Available data:

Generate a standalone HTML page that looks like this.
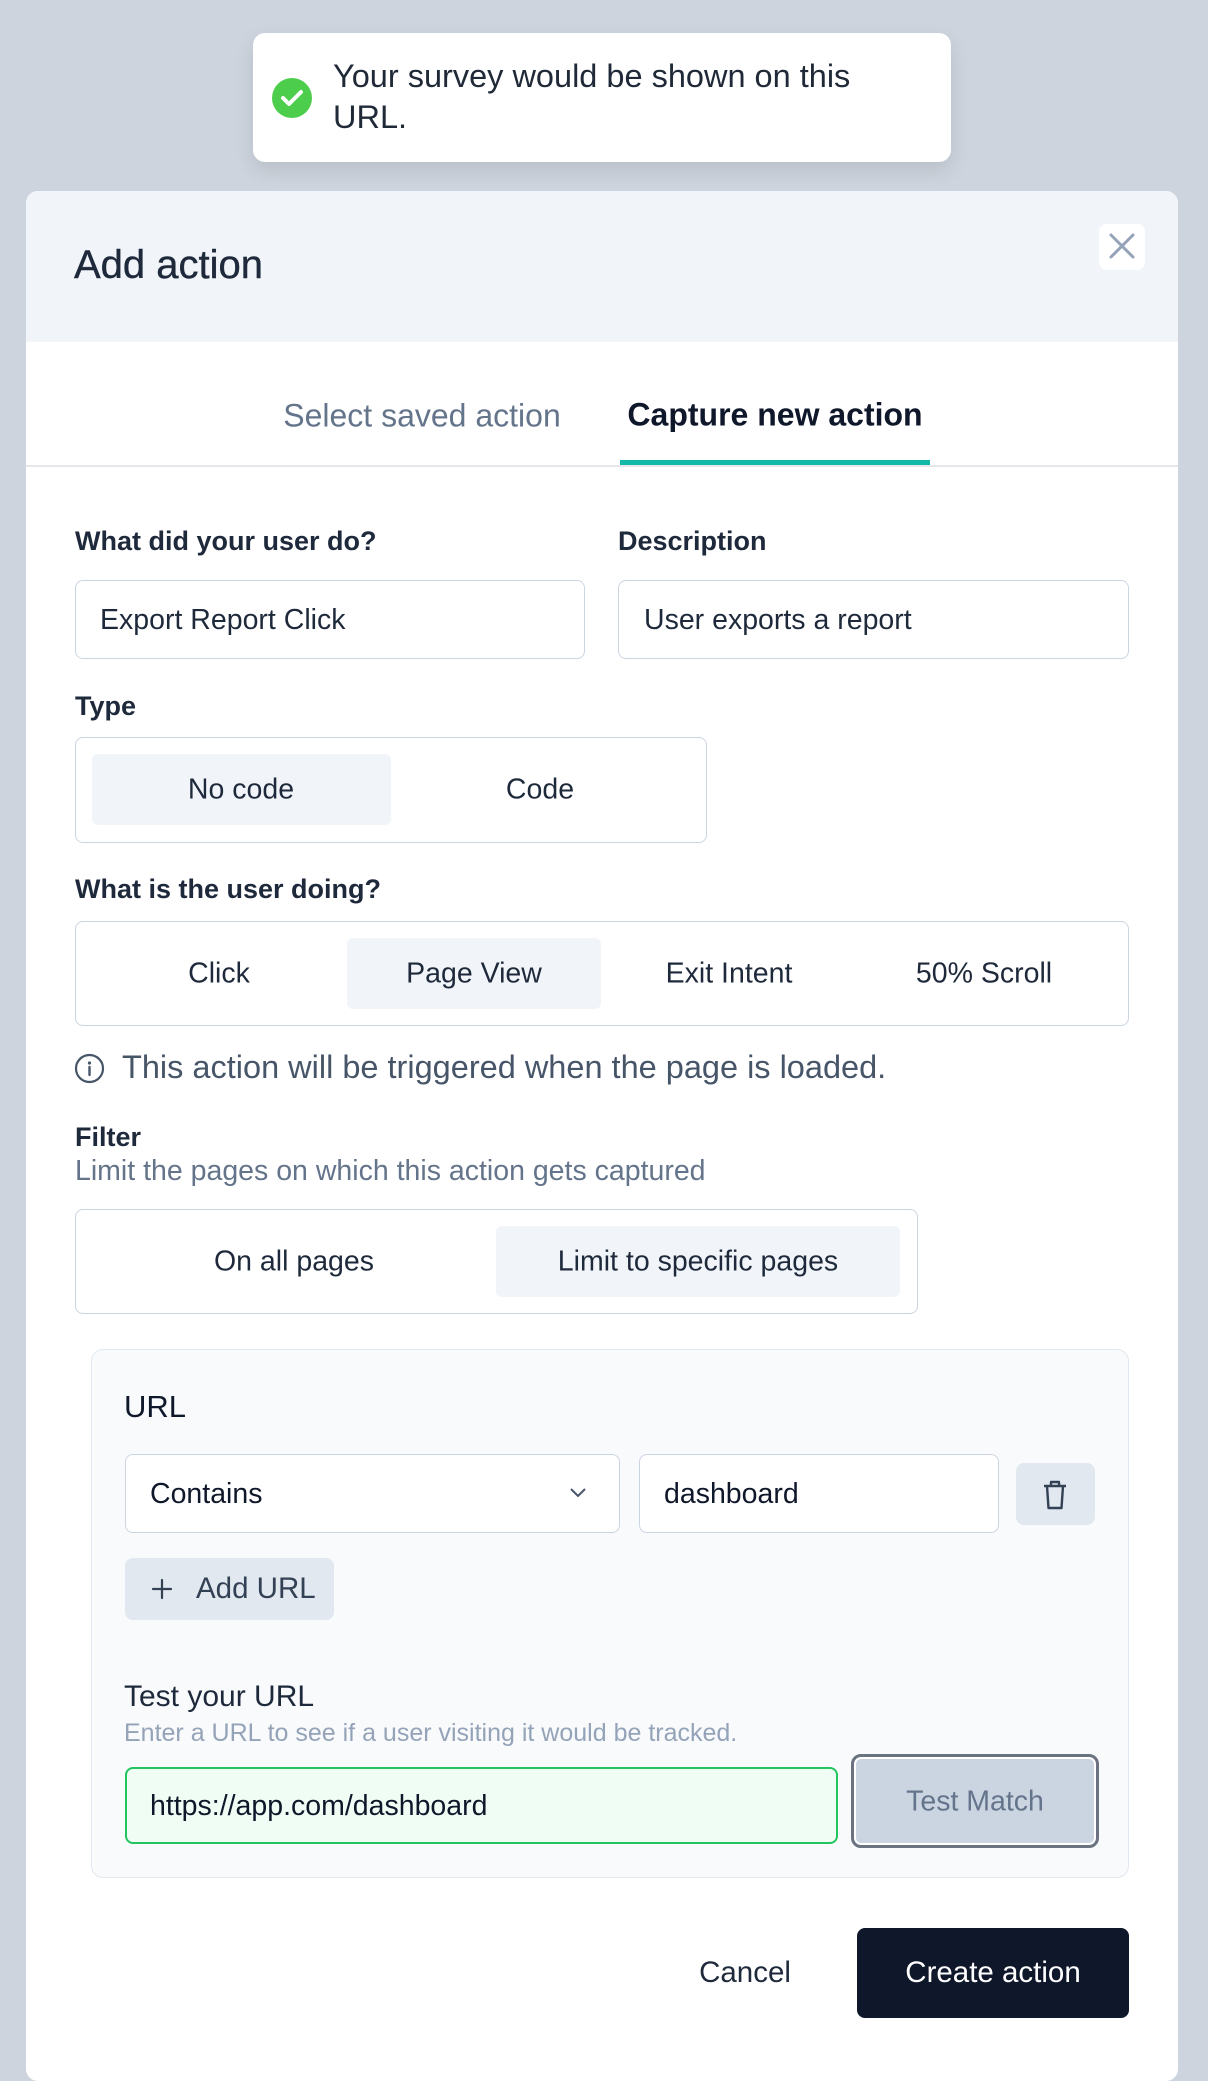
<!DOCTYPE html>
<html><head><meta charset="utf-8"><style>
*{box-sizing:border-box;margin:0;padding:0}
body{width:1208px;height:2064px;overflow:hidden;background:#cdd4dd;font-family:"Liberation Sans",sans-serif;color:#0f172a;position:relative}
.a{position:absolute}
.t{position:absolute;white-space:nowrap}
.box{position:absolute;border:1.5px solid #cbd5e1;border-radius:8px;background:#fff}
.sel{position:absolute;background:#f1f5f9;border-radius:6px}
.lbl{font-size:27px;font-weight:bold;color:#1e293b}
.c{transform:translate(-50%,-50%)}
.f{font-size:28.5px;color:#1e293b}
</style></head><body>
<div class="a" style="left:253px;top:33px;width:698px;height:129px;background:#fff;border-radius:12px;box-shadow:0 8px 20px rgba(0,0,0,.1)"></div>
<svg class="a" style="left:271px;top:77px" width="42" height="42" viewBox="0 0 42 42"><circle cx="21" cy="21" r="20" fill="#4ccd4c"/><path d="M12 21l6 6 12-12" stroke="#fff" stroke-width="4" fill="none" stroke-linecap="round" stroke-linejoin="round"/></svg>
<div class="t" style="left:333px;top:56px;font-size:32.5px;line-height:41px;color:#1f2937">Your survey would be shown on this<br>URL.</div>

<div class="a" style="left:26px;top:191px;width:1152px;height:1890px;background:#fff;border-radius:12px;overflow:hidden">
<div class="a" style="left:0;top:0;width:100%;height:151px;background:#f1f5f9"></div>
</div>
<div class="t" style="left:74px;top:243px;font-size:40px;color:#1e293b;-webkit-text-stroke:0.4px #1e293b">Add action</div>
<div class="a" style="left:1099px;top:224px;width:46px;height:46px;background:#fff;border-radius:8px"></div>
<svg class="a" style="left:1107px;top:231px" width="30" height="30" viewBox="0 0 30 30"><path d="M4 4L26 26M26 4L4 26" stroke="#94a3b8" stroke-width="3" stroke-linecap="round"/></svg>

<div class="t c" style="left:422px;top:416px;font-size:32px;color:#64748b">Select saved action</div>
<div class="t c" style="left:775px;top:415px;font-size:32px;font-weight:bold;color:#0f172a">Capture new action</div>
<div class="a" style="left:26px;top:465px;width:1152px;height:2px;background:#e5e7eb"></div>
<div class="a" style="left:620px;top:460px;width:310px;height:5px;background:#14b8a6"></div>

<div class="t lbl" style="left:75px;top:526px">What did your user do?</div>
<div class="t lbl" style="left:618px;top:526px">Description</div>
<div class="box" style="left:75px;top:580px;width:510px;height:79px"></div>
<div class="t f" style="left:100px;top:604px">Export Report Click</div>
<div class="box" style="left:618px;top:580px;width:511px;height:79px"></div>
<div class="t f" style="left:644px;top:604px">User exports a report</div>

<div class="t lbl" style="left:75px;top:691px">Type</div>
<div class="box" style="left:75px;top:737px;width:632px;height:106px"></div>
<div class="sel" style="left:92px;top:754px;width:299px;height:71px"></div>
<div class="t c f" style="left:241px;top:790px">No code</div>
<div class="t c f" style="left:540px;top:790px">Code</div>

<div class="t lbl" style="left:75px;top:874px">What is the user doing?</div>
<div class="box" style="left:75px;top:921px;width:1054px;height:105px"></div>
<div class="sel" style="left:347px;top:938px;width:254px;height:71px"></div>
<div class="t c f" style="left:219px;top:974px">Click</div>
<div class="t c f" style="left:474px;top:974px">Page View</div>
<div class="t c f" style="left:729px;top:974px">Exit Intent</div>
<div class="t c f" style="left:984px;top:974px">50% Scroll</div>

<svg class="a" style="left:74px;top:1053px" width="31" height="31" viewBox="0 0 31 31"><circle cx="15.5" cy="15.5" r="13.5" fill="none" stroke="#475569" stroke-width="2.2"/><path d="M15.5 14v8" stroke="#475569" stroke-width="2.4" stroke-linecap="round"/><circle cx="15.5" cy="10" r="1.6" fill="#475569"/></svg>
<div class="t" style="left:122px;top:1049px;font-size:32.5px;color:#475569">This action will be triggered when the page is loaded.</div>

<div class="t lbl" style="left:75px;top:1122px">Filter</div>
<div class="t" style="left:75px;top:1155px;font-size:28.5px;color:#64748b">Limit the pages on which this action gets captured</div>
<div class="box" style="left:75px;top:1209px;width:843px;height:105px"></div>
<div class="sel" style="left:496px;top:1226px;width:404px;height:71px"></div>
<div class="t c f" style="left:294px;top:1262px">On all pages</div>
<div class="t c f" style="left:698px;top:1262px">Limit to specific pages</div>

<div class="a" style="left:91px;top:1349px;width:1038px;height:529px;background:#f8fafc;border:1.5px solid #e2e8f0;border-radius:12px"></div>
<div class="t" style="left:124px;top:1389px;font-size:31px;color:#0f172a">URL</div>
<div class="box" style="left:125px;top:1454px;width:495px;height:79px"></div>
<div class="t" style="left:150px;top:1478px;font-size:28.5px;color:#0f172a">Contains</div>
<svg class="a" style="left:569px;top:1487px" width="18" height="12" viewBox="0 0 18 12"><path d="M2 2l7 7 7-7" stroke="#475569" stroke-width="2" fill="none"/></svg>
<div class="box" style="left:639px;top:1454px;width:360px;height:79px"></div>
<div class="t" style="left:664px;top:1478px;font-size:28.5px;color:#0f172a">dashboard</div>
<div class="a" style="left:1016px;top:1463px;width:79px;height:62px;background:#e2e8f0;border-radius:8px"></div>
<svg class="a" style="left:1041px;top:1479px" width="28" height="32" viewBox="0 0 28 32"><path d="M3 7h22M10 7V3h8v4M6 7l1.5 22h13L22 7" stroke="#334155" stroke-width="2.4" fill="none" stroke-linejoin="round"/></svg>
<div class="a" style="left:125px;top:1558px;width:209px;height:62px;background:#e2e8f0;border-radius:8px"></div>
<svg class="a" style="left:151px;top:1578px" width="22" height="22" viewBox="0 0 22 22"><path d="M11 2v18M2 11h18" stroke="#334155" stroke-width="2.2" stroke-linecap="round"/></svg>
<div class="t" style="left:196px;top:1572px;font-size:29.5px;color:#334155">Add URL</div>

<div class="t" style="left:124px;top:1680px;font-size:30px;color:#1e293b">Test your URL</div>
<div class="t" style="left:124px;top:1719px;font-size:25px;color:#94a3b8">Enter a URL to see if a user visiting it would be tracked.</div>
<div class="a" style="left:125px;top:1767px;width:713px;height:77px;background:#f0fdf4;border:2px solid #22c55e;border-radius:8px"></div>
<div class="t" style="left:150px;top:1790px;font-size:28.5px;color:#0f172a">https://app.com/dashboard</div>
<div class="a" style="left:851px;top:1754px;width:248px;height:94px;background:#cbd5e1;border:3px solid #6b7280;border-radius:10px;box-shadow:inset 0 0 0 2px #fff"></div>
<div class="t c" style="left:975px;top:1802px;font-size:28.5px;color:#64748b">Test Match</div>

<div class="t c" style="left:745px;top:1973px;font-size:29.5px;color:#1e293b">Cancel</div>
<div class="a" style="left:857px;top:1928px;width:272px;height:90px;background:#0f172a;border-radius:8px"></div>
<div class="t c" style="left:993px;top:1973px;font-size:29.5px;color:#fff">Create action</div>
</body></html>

Stated problem: Write out the listing word for word, omitting the pictures it holds.

Correct answer:
Generate a standalone HTML page that looks like this.
<!DOCTYPE html>
<html><head><meta charset="utf-8"><style>
*{box-sizing:border-box;margin:0;padding:0}
body{width:1208px;height:2064px;overflow:hidden;background:#cdd4dd;font-family:"Liberation Sans",sans-serif;color:#0f172a;position:relative}
.a{position:absolute}
.t{position:absolute;white-space:nowrap}
.box{position:absolute;border:1.5px solid #cbd5e1;border-radius:8px;background:#fff}
.sel{position:absolute;background:#f1f5f9;border-radius:6px}
.lbl{font-size:27px;font-weight:bold;color:#1e293b}
.c{transform:translate(-50%,-50%)}
.f{font-size:28.5px;color:#1e293b}
</style></head><body>
<div class="a" style="left:253px;top:33px;width:698px;height:129px;background:#fff;border-radius:12px;box-shadow:0 8px 20px rgba(0,0,0,.1)"></div>
<svg class="a" style="left:271px;top:77px" width="42" height="42" viewBox="0 0 42 42"><circle cx="21" cy="21" r="20" fill="#4ccd4c"/><path d="M12 21l6 6 12-12" stroke="#fff" stroke-width="4" fill="none" stroke-linecap="round" stroke-linejoin="round"/></svg>
<div class="t" style="left:333px;top:56px;font-size:32.5px;line-height:41px;color:#1f2937">Your survey would be shown on this<br>URL.</div>

<div class="a" style="left:26px;top:191px;width:1152px;height:1890px;background:#fff;border-radius:12px;overflow:hidden">
<div class="a" style="left:0;top:0;width:100%;height:151px;background:#f1f5f9"></div>
</div>
<div class="t" style="left:74px;top:243px;font-size:40px;color:#1e293b;-webkit-text-stroke:0.4px #1e293b">Add action</div>
<div class="a" style="left:1099px;top:224px;width:46px;height:46px;background:#fff;border-radius:8px"></div>
<svg class="a" style="left:1107px;top:231px" width="30" height="30" viewBox="0 0 30 30"><path d="M4 4L26 26M26 4L4 26" stroke="#94a3b8" stroke-width="3" stroke-linecap="round"/></svg>

<div class="t c" style="left:422px;top:416px;font-size:32px;color:#64748b">Select saved action</div>
<div class="t c" style="left:775px;top:415px;font-size:32px;font-weight:bold;color:#0f172a">Capture new action</div>
<div class="a" style="left:26px;top:465px;width:1152px;height:2px;background:#e5e7eb"></div>
<div class="a" style="left:620px;top:460px;width:310px;height:5px;background:#14b8a6"></div>

<div class="t lbl" style="left:75px;top:526px">What did your user do?</div>
<div class="t lbl" style="left:618px;top:526px">Description</div>
<div class="box" style="left:75px;top:580px;width:510px;height:79px"></div>
<div class="t f" style="left:100px;top:604px">Export Report Click</div>
<div class="box" style="left:618px;top:580px;width:511px;height:79px"></div>
<div class="t f" style="left:644px;top:604px">User exports a report</div>

<div class="t lbl" style="left:75px;top:691px">Type</div>
<div class="box" style="left:75px;top:737px;width:632px;height:106px"></div>
<div class="sel" style="left:92px;top:754px;width:299px;height:71px"></div>
<div class="t c f" style="left:241px;top:790px">No code</div>
<div class="t c f" style="left:540px;top:790px">Code</div>

<div class="t lbl" style="left:75px;top:874px">What is the user doing?</div>
<div class="box" style="left:75px;top:921px;width:1054px;height:105px"></div>
<div class="sel" style="left:347px;top:938px;width:254px;height:71px"></div>
<div class="t c f" style="left:219px;top:974px">Click</div>
<div class="t c f" style="left:474px;top:974px">Page View</div>
<div class="t c f" style="left:729px;top:974px">Exit Intent</div>
<div class="t c f" style="left:984px;top:974px">50% Scroll</div>

<svg class="a" style="left:74px;top:1053px" width="31" height="31" viewBox="0 0 31 31"><circle cx="15.5" cy="15.5" r="13.5" fill="none" stroke="#475569" stroke-width="2.2"/><path d="M15.5 14v8" stroke="#475569" stroke-width="2.4" stroke-linecap="round"/><circle cx="15.5" cy="10" r="1.6" fill="#475569"/></svg>
<div class="t" style="left:122px;top:1049px;font-size:32.5px;color:#475569">This action will be triggered when the page is loaded.</div>

<div class="t lbl" style="left:75px;top:1122px">Filter</div>
<div class="t" style="left:75px;top:1155px;font-size:28.5px;color:#64748b">Limit the pages on which this action gets captured</div>
<div class="box" style="left:75px;top:1209px;width:843px;height:105px"></div>
<div class="sel" style="left:496px;top:1226px;width:404px;height:71px"></div>
<div class="t c f" style="left:294px;top:1262px">On all pages</div>
<div class="t c f" style="left:698px;top:1262px">Limit to specific pages</div>

<div class="a" style="left:91px;top:1349px;width:1038px;height:529px;background:#f8fafc;border:1.5px solid #e2e8f0;border-radius:12px"></div>
<div class="t" style="left:124px;top:1389px;font-size:31px;color:#0f172a">URL</div>
<div class="box" style="left:125px;top:1454px;width:495px;height:79px"></div>
<div class="t" style="left:150px;top:1478px;font-size:28.5px;color:#0f172a">Contains</div>
<svg class="a" style="left:569px;top:1487px" width="18" height="12" viewBox="0 0 18 12"><path d="M2 2l7 7 7-7" stroke="#475569" stroke-width="2" fill="none"/></svg>
<div class="box" style="left:639px;top:1454px;width:360px;height:79px"></div>
<div class="t" style="left:664px;top:1478px;font-size:28.5px;color:#0f172a">dashboard</div>
<div class="a" style="left:1016px;top:1463px;width:79px;height:62px;background:#e2e8f0;border-radius:8px"></div>
<svg class="a" style="left:1041px;top:1479px" width="28" height="32" viewBox="0 0 28 32"><path d="M3 7h22M10 7V3h8v4M6 7l1.5 22h13L22 7" stroke="#334155" stroke-width="2.4" fill="none" stroke-linejoin="round"/></svg>
<div class="a" style="left:125px;top:1558px;width:209px;height:62px;background:#e2e8f0;border-radius:8px"></div>
<svg class="a" style="left:151px;top:1578px" width="22" height="22" viewBox="0 0 22 22"><path d="M11 2v18M2 11h18" stroke="#334155" stroke-width="2.2" stroke-linecap="round"/></svg>
<div class="t" style="left:196px;top:1572px;font-size:29.5px;color:#334155">Add URL</div>

<div class="t" style="left:124px;top:1680px;font-size:30px;color:#1e293b">Test your URL</div>
<div class="t" style="left:124px;top:1719px;font-size:25px;color:#94a3b8">Enter a URL to see if a user visiting it would be tracked.</div>
<div class="a" style="left:125px;top:1767px;width:713px;height:77px;background:#f0fdf4;border:2px solid #22c55e;border-radius:8px"></div>
<div class="t" style="left:150px;top:1790px;font-size:28.5px;color:#0f172a">https://app.com/dashboard</div>
<div class="a" style="left:851px;top:1754px;width:248px;height:94px;background:#cbd5e1;border:3px solid #6b7280;border-radius:10px;box-shadow:inset 0 0 0 2px #fff"></div>
<div class="t c" style="left:975px;top:1802px;font-size:28.5px;color:#64748b">Test Match</div>

<div class="t c" style="left:745px;top:1973px;font-size:29.5px;color:#1e293b">Cancel</div>
<div class="a" style="left:857px;top:1928px;width:272px;height:90px;background:#0f172a;border-radius:8px"></div>
<div class="t c" style="left:993px;top:1973px;font-size:29.5px;color:#fff">Create action</div>
</body></html>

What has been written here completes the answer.